INSTRUCTIONS TO FOLLOW: In the listing below, identify each line with the word "React" and return those lines.

SUPPLIED MATERIAL:
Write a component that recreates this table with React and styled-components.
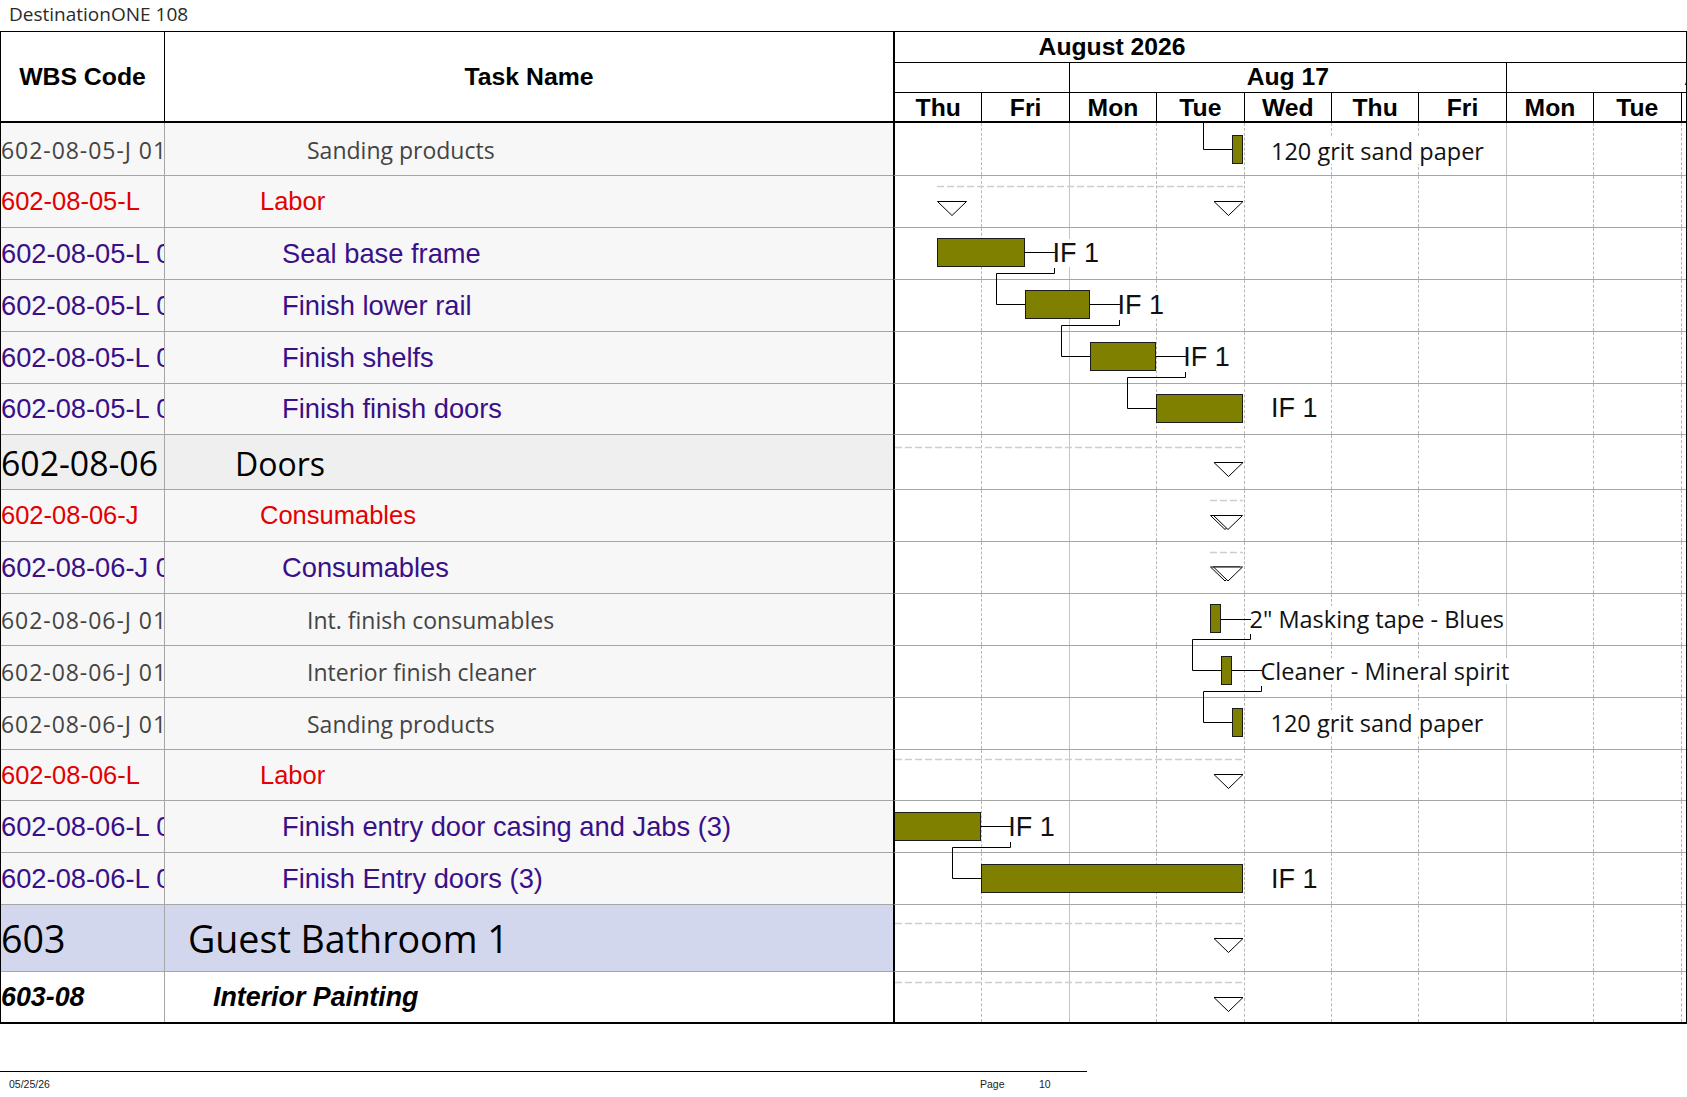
import React from 'react';
import styled, { createGlobalStyle, css } from 'styled-components';

const GlobalStyle = createGlobalStyle`
  html, body { margin: 0; padding: 0; background: #fff; }
  body { font-family: "Liberation Sans", Arial, sans-serif; }
  *, *::before, *::after { box-sizing: border-box; }
`;

const DAY_W = 87.4;
const CHART_X = 895;
const BODY_Y = 123;
const COLS = '164px 728px 793px';

const Page = styled.div`
  width: 1687px;
`;

const TitleBar = styled.div`
  height: 31px;
  padding-left: 9px;
  font-family: "Open Sans", sans-serif;
  font-size: 19px;
  line-height: 29px;
  color: #2a2a2a;
`;

const Table = styled.div`
  width: 1687px;
  border: 1px solid #000;
  border-bottom-width: 2px;
`;

const HeaderRow = styled.div`
  display: grid;
  grid-template-columns: ${COLS};
  height: 91px;
  border-bottom: 2px solid #000;
`;

const HeadCell = styled.div`
  display: flex;
  align-items: center;
  justify-content: center;
  font-family: "Liberation Sans", Arial, sans-serif;
  font-weight: bold;
  font-size: 24.8px;
  color: #000;
  border-right: ${p => (p.$divider ? '1px solid #000' : 'none')};
`;

const ChartHead = styled.div`
  display: flex;
  flex-direction: column;
  border-left: 2px solid #000;
  overflow: hidden;
`;

const MonthRow = styled.div`
  display: flex;
  height: 31px;
  border-bottom: 1px solid #000;
`;

const HeadText = styled.div`
  flex-shrink: 0;
  text-align: center;
  white-space: nowrap;
  font-family: "Liberation Sans", Arial, sans-serif;
  font-weight: bold;
  font-size: 24.7px;
  color: #000;
`;

const MonthLabel = styled(HeadText)`
  width: ${5 * DAY_W - 3}px;
  line-height: 29px;
`;

const WeekRow = styled.div`
  display: flex;
  height: 30px;
  border-bottom: 1px solid #000;
`;

const WeekCell = styled(HeadText)`
  width: ${p => p.$days * DAY_W}px;
  border-right: 1px solid #000;
  line-height: 28px;
`;

const WeekRest = styled.div`
  flex: 1;
  min-width: 0;
  overflow: hidden;
`;

const WeekRestLabel = styled(HeadText)`
  width: ${5 * DAY_W}px;
  line-height: 28px;
`;

const DayRow = styled.div`
  display: flex;
  height: 28px;
`;

const DayCell = styled(HeadText)`
  width: ${DAY_W}px;
  border-right: 1px solid #000;
  line-height: 29px;
`;

const DayRest = styled.div`
  flex: 1;
`;

const Body = styled.div`
  position: relative;
`;

const kindFont = {
  item: css`
    font-family: "Open Sans", sans-serif;
    font-size: 23px;
    color: #444;
    padding-top: 1px;
  `,
  group: css`
    font-family: "Liberation Sans", Arial, sans-serif;
    font-size: 25.5px;
    color: #e30000;
  `,
  task: css`
    font-family: "Liberation Sans", Arial, sans-serif;
    font-size: 27.3px;
    color: #3a1088;
  `,
  section: css`
    font-family: "Open Sans", sans-serif;
    font-size: 32px;
    color: #000;
    padding-top: 2px;
  `,
  area: css`
    font-family: "Open Sans", sans-serif;
    font-size: 37.6px;
    color: #000;
  `,
  phase: css`
    font-family: "Liberation Sans", Arial, sans-serif;
    font-size: 26.8px;
    font-weight: bold;
    font-style: italic;
    color: #000;
  `,
};

const kindBg = {
  item: '#f7f7f7',
  group: '#f7f7f7',
  task: '#f7f7f7',
  section: '#efefef',
  area: '#d2d7ee',
  phase: '#ffffff',
};

const kindIndent = {
  item: 142,
  group: 95,
  task: 117,
  section: 70,
  area: 23,
  phase: 48,
};

const Row = styled.div`
  display: grid;
  grid-template-columns: ${COLS};
  height: ${p => p.$h}px;
`;

const TextCell = styled.div`
  display: flex;
  align-items: center;
  overflow: hidden;
  white-space: nowrap;
  background: ${p => kindBg[p.$kind]};
  border-bottom: ${p => (p.$last ? 'none' : '1px solid #a6a6a6')};
  ${p => kindFont[p.$kind]}
`;

const WbsCell = styled(TextCell)`
  border-right: 1px solid #a6a6a6;
  letter-spacing: ${p => (p.$kind === 'item' ? '0.95px' : '0')};
  font-size: ${p => (p.$kind === 'section' ? '33.8px' : '')};
`;

const NameCell = styled(TextCell)`
  padding-left: ${p => kindIndent[p.$kind]}px;
`;

const ChartCell = styled.div`
  display: flex;
  background: #fff;
  border-left: 2px solid #000;
  border-bottom: ${p => (p.$last ? 'none' : '1px solid #a6a6a6')};
`;

const GridDay = styled.div`
  flex-shrink: 0;
  width: ${DAY_W}px;
  border-right: 1px ${p => (p.$solid ? 'solid #c4c4c4' : 'dashed #b8b8b8')};
`;

const GridRest = styled.div`
  flex: 1;
`;

const GanttLayer = styled.div`
  position: absolute;
  left: ${CHART_X - 1}px;
  top: 0;
  width: 791px;
  height: 899px;
  overflow: hidden;
  pointer-events: none;
`;

const GanttSvg = styled.svg`
  position: absolute;
  left: 0;
  top: 0;
`;

const Bar = styled.rect`
  fill: #808000;
  stroke: #1c1c1c;
  stroke-width: 1;
`;

const Link = styled.polyline`
  fill: none;
  stroke: #000;
  stroke-width: 1;
`;

const SummaryLine = styled.line`
  stroke: #cdcdcd;
  stroke-width: 1.5;
  stroke-dasharray: 7 3;
`;

const Milestone = styled.polygon`
  fill: #fff;
  stroke: #000;
  stroke-width: 1;
`;

const BarLabel = styled.span`
  position: absolute;
  white-space: nowrap;
  background: #fff;
  color: #111;
  ${p =>
    p.$variant === 'link'
      ? css`
          font-family: "Liberation Sans", Arial, sans-serif;
          font-size: 27px;
          line-height: 28px;
        `
      : css`
          font-family: "Open Sans", sans-serif;
          font-size: 23.5px;
          line-height: 26px;
        `}
`;

const Footer = styled.div`
  width: 1087px;
  margin-top: 47px;
  border-top: 1px solid #000;
  display: flex;
  padding-top: 6px;
  font-family: "Liberation Sans", Arial, sans-serif;
  font-size: 10.5px;
  line-height: 12px;
  color: #222;
`;

const FooterDate = styled.div`
  width: 980px;
  padding-left: 9px;
`;

const FooterPage = styled.div`
  width: 59px;
`;

const rows = [
  { h: 53, kind: 'item', wbs: '602-08-05-J 01 03', name: 'Sanding products' },
  { h: 52, kind: 'group', wbs: '602-08-05-L', name: 'Labor' },
  { h: 52, kind: 'task', wbs: '602-08-05-L 01', name: 'Seal base frame' },
  { h: 52, kind: 'task', wbs: '602-08-05-L 02', name: 'Finish lower rail' },
  { h: 52, kind: 'task', wbs: '602-08-05-L 03', name: 'Finish shelfs' },
  { h: 51, kind: 'task', wbs: '602-08-05-L 04', name: 'Finish finish doors' },
  { h: 55, kind: 'section', wbs: '602-08-06', name: 'Doors' },
  { h: 52, kind: 'group', wbs: '602-08-06-J', name: 'Consumables' },
  { h: 52, kind: 'task', wbs: '602-08-06-J 01', name: 'Consumables' },
  { h: 52, kind: 'item', wbs: '602-08-06-J 01 01', name: 'Int. finish consumables' },
  { h: 52, kind: 'item', wbs: '602-08-06-J 01 02', name: 'Interior finish cleaner' },
  { h: 52, kind: 'item', wbs: '602-08-06-J 01 03', name: 'Sanding products' },
  { h: 51, kind: 'group', wbs: '602-08-06-L', name: 'Labor' },
  { h: 52, kind: 'task', wbs: '602-08-06-L 01', name: 'Finish entry door casing and Jabs (3)' },
  { h: 52, kind: 'task', wbs: '602-08-06-L 02', name: 'Finish Entry doors (3)' },
  { h: 67, kind: 'area', wbs: '603', name: 'Guest Bathroom 1' },
  { h: 50, kind: 'phase', wbs: '603-08', name: 'Interior Painting', last: true },
];

const days = ['Thu', 'Fri', 'Mon', 'Tue', 'Wed', 'Thu', 'Fri', 'Mon', 'Tue'];

const bars = [
  [1232.5, 135.5, 10, 28],
  [937.5, 238.5, 87, 28],
  [1025.5, 290.5, 64, 28],
  [1090.5, 342.5, 65, 28],
  [1156.5, 394.5, 86, 28],
  [1210.5, 604.5, 10, 28],
  [1221.5, 656.5, 10, 28],
  [1232.5, 708.5, 10, 28],
  [894.5, 812.5, 86, 28],
  [981.5, 864.5, 261, 28],
];

const links = [
  '1203.5,123 1203.5,149.5 1232.5,149.5',
  '1024.5,252.5 1055,252.5',
  '1054.5,268 1054.5,273.5 996.5,273.5 996.5,304.5 1025.5,304.5',
  '1089.5,304.5 1120,304.5',
  '1119.5,320 1119.5,325.5 1061.5,325.5 1061.5,356.5 1090.5,356.5',
  '1155.5,356.5 1186,356.5',
  '1185.5,372 1185.5,377.5 1127.5,377.5 1127.5,408.5 1156.5,408.5',
  '1220.5,619.5 1251,619.5',
  '1250.5,634 1250.5,639.5 1192.5,639.5 1192.5,670.5 1221.5,670.5',
  '1231.5,670.5 1262,670.5',
  '1261.5,686 1261.5,691.5 1203.5,691.5 1203.5,722.5 1232.5,722.5',
  '980.5,826.5 1011,826.5',
  '1010.5,842 1010.5,847.5 952.5,847.5 952.5,878.5 981.5,878.5',
];

const summaries = [
  [937, 186.5],
  [895, 447.5],
  [1210, 500.5],
  [1210, 552.5],
  [895, 759.5],
  [895, 923.5],
  [895, 982.5],
];

const milestones = [
  [937.5, 201.5],
  [1214, 201.5],
  [1214, 462.5],
  [1214, 774.5],
  [1214, 938.5],
  [1214, 997.5],
];

const doubleMilestones = [515.5, 567];

const labels = [
  { x: 1271, base: 160, text: '120 grit sand paper', variant: 'note' },
  { x: 1052.5, base: 262.5, text: 'IF 1', variant: 'link' },
  { x: 1117.5, base: 314.5, text: 'IF 1', variant: 'link' },
  { x: 1183.2, base: 366.5, text: 'IF 1', variant: 'link' },
  { x: 1271, base: 417.5, text: 'IF 1', variant: 'link' },
  { x: 1249.5, base: 628.5, text: '2" Masking tape - Blues', variant: 'note' },
  { x: 1260.5, base: 680, text: 'Cleaner - Mineral spirit', variant: 'note' },
  { x: 1270.5, base: 732.5, text: '120 grit sand paper', variant: 'note' },
  { x: 1008.2, base: 836.5, text: 'IF 1', variant: 'link' },
  { x: 1271, base: 888, text: 'IF 1', variant: 'link' },
];

const tri = (x, y, w = 29, h = 14) => `${x},${y} ${x + w},${y} ${x + w / 2},${y + h}`;

function ChartGrid() {
  return (
    <>
      {days.map((d, i) => (
        <GridDay key={i} $solid={i === 1 || i === 6} />
      ))}
      <GridRest />
    </>
  );
}

function Gantt() {
  return (
    <GanttLayer>
      {labels.map((l, i) => (
        <BarLabel
          key={i}
          $variant={l.variant}
          style={{
            left: l.x - CHART_X,
            top: l.base - (l.variant === 'link' ? 23.4 : 22.1) - BODY_Y,
          }}
        >
          {l.text}
        </BarLabel>
      ))}
      <GanttSvg width="791" height="899" viewBox={`${CHART_X} ${BODY_Y} 791 899`}>
        {summaries.map(([x, y], i) => (
          <SummaryLine key={i} x1={x} y1={y} x2={1243} y2={y} />
        ))}
        {links.map((p, i) => (
          <Link key={i} points={p} />
        ))}
        {bars.map(([x, y, w, h], i) => (
          <Bar key={i} x={x} y={y} width={w} height={h} />
        ))}
        {milestones.map(([x, y], i) => (
          <Milestone key={i} points={tri(x, y)} />
        ))}
        {doubleMilestones.map((y, i) => (
          <g key={i}>
            <Milestone points={tri(1210.5, y)} />
            <Milestone points={tri(1213.5, y)} />
          </g>
        ))}
      </GanttSvg>
    </GanttLayer>
  );
}

export default function App() {
  return (
    <Page>
      <GlobalStyle />
      <TitleBar>DestinationONE 108</TitleBar>
      <Table>
        <HeaderRow>
          <HeadCell $divider>WBS Code</HeadCell>
          <HeadCell>Task Name</HeadCell>
          <ChartHead>
            <MonthRow>
              <MonthLabel>August 2026</MonthLabel>
            </MonthRow>
            <WeekRow>
              <WeekCell $days={2} />
              <WeekCell $days={5}>Aug 17</WeekCell>
              <WeekRest>
                <WeekRestLabel>Aug 24</WeekRestLabel>
              </WeekRest>
            </WeekRow>
            <DayRow>
              {days.map((d, i) => (
                <DayCell key={i}>{d}</DayCell>
              ))}
              <DayRest />
            </DayRow>
          </ChartHead>
        </HeaderRow>
        <Body>
          {rows.map((r, i) => (
            <Row key={i} $h={r.h}>
              <WbsCell $kind={r.kind} $last={r.last}>{r.wbs}</WbsCell>
              <NameCell $kind={r.kind} $last={r.last}>{r.name}</NameCell>
              <ChartCell $last={r.last}>
                <ChartGrid />
              </ChartCell>
            </Row>
          ))}
          <Gantt />
        </Body>
      </Table>
      <Footer>
        <FooterDate>05/25/26</FooterDate>
        <FooterPage>Page</FooterPage>
        <div>10</div>
      </Footer>
    </Page>
  );
}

COMPLETE OUTPUT:
Write a component that recreates this table with React and styled-components.
import React from 'react';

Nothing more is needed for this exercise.